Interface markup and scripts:
* start *

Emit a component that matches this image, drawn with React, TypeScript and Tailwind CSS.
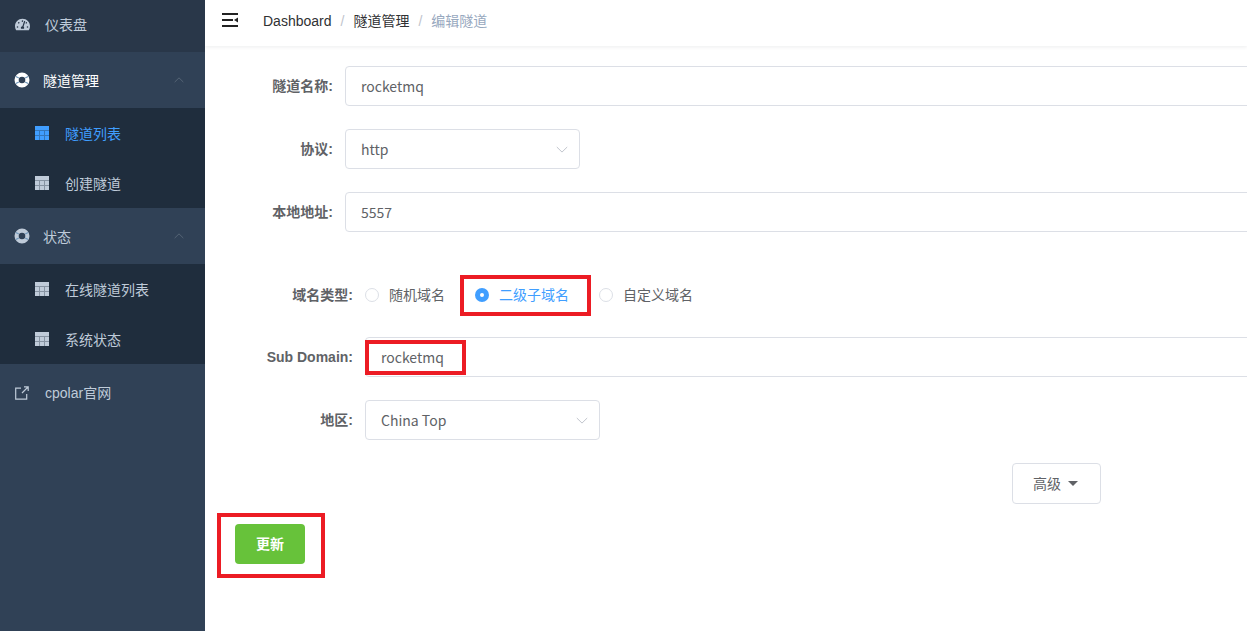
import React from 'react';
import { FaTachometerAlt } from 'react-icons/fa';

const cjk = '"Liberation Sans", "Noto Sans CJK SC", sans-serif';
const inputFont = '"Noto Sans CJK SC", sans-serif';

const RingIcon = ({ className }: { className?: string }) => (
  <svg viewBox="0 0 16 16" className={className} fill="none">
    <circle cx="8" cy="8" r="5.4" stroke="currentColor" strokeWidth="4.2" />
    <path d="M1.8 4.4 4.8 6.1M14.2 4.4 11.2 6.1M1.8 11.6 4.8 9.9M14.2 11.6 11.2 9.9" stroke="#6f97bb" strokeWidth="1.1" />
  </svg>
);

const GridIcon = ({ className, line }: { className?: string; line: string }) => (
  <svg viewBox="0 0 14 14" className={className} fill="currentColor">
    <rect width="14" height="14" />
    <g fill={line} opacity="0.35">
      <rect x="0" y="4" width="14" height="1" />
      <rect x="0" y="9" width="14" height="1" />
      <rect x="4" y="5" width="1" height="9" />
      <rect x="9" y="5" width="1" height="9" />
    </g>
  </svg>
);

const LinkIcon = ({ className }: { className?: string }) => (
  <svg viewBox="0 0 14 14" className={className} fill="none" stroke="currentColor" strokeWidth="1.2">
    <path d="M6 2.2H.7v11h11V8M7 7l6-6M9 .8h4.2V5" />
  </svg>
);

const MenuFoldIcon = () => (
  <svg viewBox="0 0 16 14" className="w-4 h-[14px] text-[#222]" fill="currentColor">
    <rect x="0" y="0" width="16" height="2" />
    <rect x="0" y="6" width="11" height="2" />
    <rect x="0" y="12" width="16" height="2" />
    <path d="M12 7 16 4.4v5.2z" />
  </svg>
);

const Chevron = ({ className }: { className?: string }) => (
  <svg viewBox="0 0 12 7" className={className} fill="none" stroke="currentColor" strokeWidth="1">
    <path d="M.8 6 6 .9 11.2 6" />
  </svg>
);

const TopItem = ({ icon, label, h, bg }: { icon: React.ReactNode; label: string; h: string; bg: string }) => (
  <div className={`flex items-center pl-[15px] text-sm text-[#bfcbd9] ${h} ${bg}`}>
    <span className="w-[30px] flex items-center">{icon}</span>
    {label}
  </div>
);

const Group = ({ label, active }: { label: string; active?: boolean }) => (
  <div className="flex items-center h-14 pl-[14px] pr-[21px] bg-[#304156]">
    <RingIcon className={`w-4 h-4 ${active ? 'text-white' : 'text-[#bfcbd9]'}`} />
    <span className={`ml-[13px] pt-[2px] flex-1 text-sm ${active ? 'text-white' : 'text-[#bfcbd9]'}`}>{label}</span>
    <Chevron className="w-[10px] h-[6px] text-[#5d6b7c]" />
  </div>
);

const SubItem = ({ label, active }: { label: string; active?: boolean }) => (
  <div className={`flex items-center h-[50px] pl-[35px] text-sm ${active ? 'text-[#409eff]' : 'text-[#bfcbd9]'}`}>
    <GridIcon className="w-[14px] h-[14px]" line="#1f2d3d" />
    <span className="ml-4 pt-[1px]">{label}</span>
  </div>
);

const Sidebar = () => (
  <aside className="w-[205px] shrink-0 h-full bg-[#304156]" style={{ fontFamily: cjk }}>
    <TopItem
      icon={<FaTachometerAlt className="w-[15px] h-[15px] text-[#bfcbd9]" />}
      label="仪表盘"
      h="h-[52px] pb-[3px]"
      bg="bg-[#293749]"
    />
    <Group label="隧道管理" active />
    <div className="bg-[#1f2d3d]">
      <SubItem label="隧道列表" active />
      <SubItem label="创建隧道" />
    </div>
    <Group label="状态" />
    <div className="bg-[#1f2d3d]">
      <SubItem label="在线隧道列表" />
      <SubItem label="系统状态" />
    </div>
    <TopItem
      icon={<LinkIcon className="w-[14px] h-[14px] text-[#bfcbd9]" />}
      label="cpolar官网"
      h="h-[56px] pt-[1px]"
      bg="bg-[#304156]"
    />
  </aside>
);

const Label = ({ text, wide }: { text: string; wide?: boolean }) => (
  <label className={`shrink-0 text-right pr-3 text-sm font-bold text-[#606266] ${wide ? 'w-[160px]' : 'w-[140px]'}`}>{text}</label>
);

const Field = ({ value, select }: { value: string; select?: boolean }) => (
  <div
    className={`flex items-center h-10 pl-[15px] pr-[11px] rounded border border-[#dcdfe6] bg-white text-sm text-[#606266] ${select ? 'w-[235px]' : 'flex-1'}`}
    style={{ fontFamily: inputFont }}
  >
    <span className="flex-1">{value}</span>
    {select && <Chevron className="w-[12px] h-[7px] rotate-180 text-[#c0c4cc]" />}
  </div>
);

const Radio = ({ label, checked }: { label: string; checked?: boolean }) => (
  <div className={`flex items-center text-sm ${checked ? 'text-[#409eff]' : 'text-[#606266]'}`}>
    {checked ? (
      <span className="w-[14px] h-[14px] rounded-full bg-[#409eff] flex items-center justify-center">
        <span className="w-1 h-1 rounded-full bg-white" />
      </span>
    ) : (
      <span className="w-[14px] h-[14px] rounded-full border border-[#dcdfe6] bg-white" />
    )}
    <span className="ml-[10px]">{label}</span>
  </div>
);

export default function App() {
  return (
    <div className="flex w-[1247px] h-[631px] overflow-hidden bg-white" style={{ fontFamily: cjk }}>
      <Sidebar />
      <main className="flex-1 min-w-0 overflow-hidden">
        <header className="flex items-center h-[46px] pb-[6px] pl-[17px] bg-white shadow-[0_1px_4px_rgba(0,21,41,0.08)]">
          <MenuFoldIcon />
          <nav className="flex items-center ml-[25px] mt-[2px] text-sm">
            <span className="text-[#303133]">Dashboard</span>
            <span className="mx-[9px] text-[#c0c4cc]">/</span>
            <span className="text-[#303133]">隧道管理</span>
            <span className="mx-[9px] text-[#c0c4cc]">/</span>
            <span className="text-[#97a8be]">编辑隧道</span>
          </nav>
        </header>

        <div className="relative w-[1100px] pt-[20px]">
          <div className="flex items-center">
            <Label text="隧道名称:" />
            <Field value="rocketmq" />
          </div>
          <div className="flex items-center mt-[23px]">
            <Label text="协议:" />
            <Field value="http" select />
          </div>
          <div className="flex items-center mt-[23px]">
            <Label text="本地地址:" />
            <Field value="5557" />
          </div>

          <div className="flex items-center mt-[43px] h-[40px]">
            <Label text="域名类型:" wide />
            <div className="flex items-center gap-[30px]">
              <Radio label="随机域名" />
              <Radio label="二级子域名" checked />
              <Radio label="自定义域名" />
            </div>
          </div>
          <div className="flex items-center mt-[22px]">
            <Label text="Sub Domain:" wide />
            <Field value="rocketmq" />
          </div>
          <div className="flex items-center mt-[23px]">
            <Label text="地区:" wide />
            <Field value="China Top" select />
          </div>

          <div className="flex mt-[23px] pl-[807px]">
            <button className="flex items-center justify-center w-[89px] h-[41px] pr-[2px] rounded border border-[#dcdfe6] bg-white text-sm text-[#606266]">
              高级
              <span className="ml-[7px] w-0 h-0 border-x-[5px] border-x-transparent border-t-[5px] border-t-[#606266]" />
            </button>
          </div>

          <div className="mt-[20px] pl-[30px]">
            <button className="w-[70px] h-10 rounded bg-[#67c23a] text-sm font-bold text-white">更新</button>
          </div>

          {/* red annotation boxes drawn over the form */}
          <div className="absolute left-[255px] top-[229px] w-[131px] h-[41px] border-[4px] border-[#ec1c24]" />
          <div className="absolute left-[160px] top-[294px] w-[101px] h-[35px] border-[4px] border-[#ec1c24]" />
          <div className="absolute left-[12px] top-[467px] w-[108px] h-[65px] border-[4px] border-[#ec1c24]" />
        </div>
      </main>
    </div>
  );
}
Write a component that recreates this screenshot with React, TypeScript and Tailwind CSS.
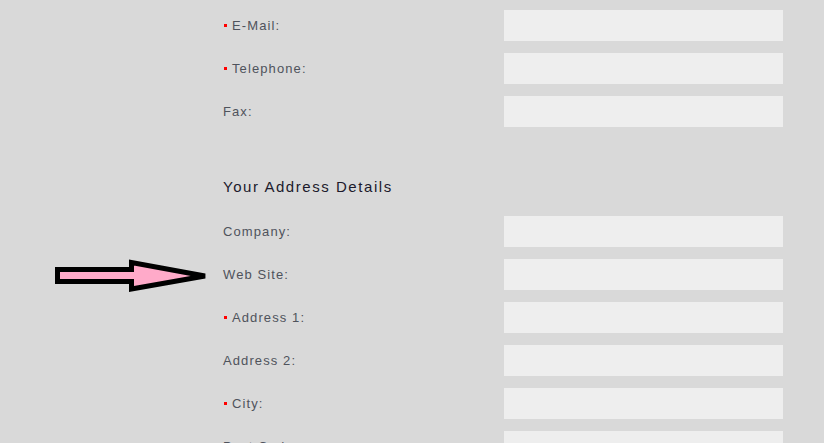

* end *

_REQUIREMENTS:_
Pull every line containing the word "TypeScript" out of the material and copy it.

_COMPLETE OUTPUT:_
Emit a component that matches this image, drawn with React, TypeScript and Tailwind CSS.
Write a component that recreates this screenshot with React, TypeScript and Tailwind CSS.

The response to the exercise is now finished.